Find and return each line containing "styles".
---------------
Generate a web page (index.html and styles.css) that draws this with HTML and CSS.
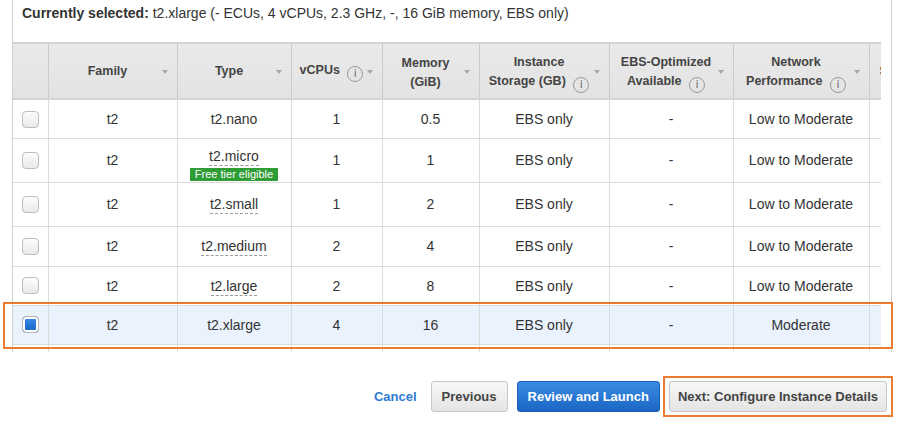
FILE: index.html
```html
<!DOCTYPE html>
<html lang="en">
<head>
<meta charset="UTF-8" />
<meta name="viewport" content="width=device-width,initial-scale=1.0" />
<title>Choose an Instance Type</title>
<link rel="stylesheet" href="styles.css">
</head>
<body>
  <div class="panel">
    <div class="current"><b>Currently selected:</b> t2.xlarge (- ECUs, 4 vCPUs, 2.3 GHz, -, 16 GiB memory, EBS only)</div>
    <div class="scroll">
      <table class="grid">
        <colgroup>
          <col style="width:35px"><col style="width:129px"><col style="width:114px"><col style="width:91px"><col style="width:97px"><col style="width:130px"><col style="width:124px"><col style="width:136px"><col style="width:110px">
        </colgroup>
        <thead>
          <tr>
            <th class="sel"></th>
            <th>Family<i class="sort"></i></th>
            <th>Type<i class="sort"></i></th>
            <th>vCPUs <span class="info">i</span><i class="sort"></i></th>
            <th class="two">Memory<br>(GiB)<i class="sort"></i></th>
            <th class="two">Instance<br>Storage (GB) <span class="info">i</span><i class="sort"></i></th>
            <th class="two">EBS-Optimized<br>Available <span class="info">i</span><i class="sort"></i></th>
            <th class="two">Network<br>Performance <span class="info">i</span><i class="sort"></i></th>
            <th class="more">S</th>
          </tr>
        </thead>
        <tbody>
          <tr class="r39">
            <td class="sel"><span class="check"></span></td>
            <td>t2</td><td>t2.nano</td><td>1</td><td>0.5</td><td>EBS only</td><td>-</td><td>Low to Moderate</td><td></td>
          </tr>
          <tr class="r44">
            <td class="sel"><span class="check"></span></td>
            <td>t2</td><td class="badged"><span class="tip">t2.micro</span><br><span class="free">Free tier eligible</span></td><td>1</td><td>1</td><td>EBS only</td><td>-</td><td>Low to Moderate</td><td></td>
          </tr>
          <tr class="r44">
            <td class="sel"><span class="check"></span></td>
            <td>t2</td><td><span class="tip">t2.small</span></td><td>1</td><td>2</td><td>EBS only</td><td>-</td><td>Low to Moderate</td><td></td>
          </tr>
          <tr class="r40">
            <td class="sel"><span class="check"></span></td>
            <td>t2</td><td><span class="tip">t2.medium</span></td><td>2</td><td>4</td><td>EBS only</td><td>-</td><td>Low to Moderate</td><td></td>
          </tr>
          <tr class="r39">
            <td class="sel"><span class="check"></span></td>
            <td>t2</td><td><span class="tip">t2.large</span></td><td>2</td><td>8</td><td>EBS only</td><td>-</td><td>Low to Moderate</td><td></td>
          </tr>
          <tr class="r39 selected">
            <td class="sel"><span class="check on"></span></td>
            <td>t2</td><td>t2.xlarge</td><td>4</td><td>16</td><td>EBS only</td><td>-</td><td>Moderate</td><td></td>
          </tr>
          <tr class="r39">
            <td class="sel"></td>
            <td></td><td></td><td></td><td></td><td></td><td></td><td></td><td></td>
          </tr>
        </tbody>
      </table>
    </div>
  </div>
  <div class="mark-row"></div>

  <div class="actions">
    <a class="cancel" href="#">Cancel</a>
    <button class="btn">Previous</button>
    <button class="btn primary">Review and Launch</button>
    <span class="mark"><button class="btn">Next: Configure Instance Details</button></span>
  </div>
</body>
</html>
```

FILE: styles.css
```css
body { margin:0; font-family:"Liberation Sans", Arial, sans-serif; color:#333; background:#fff; position:relative; }
.panel { margin-left:12px; width:880px; height:352px; box-sizing:border-box; border-left:1px solid #cfcfcf; border-right:1px solid #cfcfcf; overflow:hidden; }
.current { height:42px; box-sizing:border-box; padding:5px 9px 0; font-size:14px; line-height:17px; color:#333; }
.scroll { width:868px; overflow:hidden; }
.grid { border-collapse:collapse; table-layout:fixed; width:966px; font-size:14px; }
.grid th { height:50px; padding:0 16px 0 6px; position:relative; background:linear-gradient(#e9e9e9,#e3e3e3); border-top:2px solid #d5d5d5; border-bottom:2px solid #d5d5d5; border-left:1px solid #cbcbcb; font-size:12.5px; line-height:19px; color:#444; font-weight:700; text-align:center; white-space:nowrap; }
.grid th.two { padding-top:4px; }
.grid th.sel, .grid td.sel { border-left:none; padding:0; }
.grid th.more { text-align:left; padding-left:10px; }
.grid td { border-left:1px solid #dcdcdc; border-bottom:1px solid #dcdcdc; text-align:center; padding:0 4px; white-space:nowrap; color:#333; }
.grid td.badged { padding-top:8px; }
.r39 { height:39px; }
.r40 { height:40px; }
.r44 { height:44px; }
.selected td { background:#eaf2fd; }
.sort { position:absolute; right:9px; top:50%; margin-top:-1px; width:0; height:0; border-left:3.5px solid transparent; border-right:3.5px solid transparent; border-top:4px solid #a8a8a8; }
.info { display:inline-block; width:14px; height:14px; border:1px solid #9a9a9a; border-radius:50%; font-size:11px; line-height:14px; font-weight:400; color:#6f6f6f; text-align:center; vertical-align:-3px; margin-left:4px; font-family:"DejaVu Sans", sans-serif; }
.check { display:inline-block; width:15px; height:15px; border:1px solid #bdbdbd; border-radius:4px; background:linear-gradient(#fdfdfd,#e9e9e9); vertical-align:middle; }
.check.on { background:linear-gradient(#3b8de8,#1763c6); box-shadow:inset 0 0 0 2px #fff; border-color:#b5b5b5; }
.tip { border-bottom:1px dashed #9a9a9a; padding-bottom:1px; }
.free { display:inline-block; margin-top:4px; padding:0 5px; background:#2f9d36; color:#fff; font-size:11px; line-height:13px; }
.mark-row { position:absolute; left:3px; top:302px; width:890px; height:47px; box-sizing:border-box; border:2px solid #ec7b31; }
.actions { display:flex; justify-content:flex-end; align-items:center; margin-top:24px; padding-right:12px; }
.cancel { font-size:13px; font-weight:700; color:#2e7bd4; text-decoration:none; margin-right:5px; }
.btn { height:31px; padding:0 10px; font-family:inherit; font-size:13px; font-weight:700; color:#444; border:1px solid #c6c6c6; border-radius:3px; background:linear-gradient(#f7f7f7,#e4e4e4); cursor:pointer; margin-left:9px; }
.btn.primary { color:#fff; border-color:#1c5fb3; background:linear-gradient(#3a8be4,#1a66c4); padding:0 10px; }
.mark { display:inline-flex; border:2px solid #ec7b31; padding:3px 4px; margin-left:3px; }
.mark .btn { margin-left:0; padding:0 8px; }
```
---------------
▸ **Final answer**
Generate a web page (index.html and styles.css) that draws this with HTML and CSS.
<link rel="stylesheet" href="styles.css">
FILE: styles.css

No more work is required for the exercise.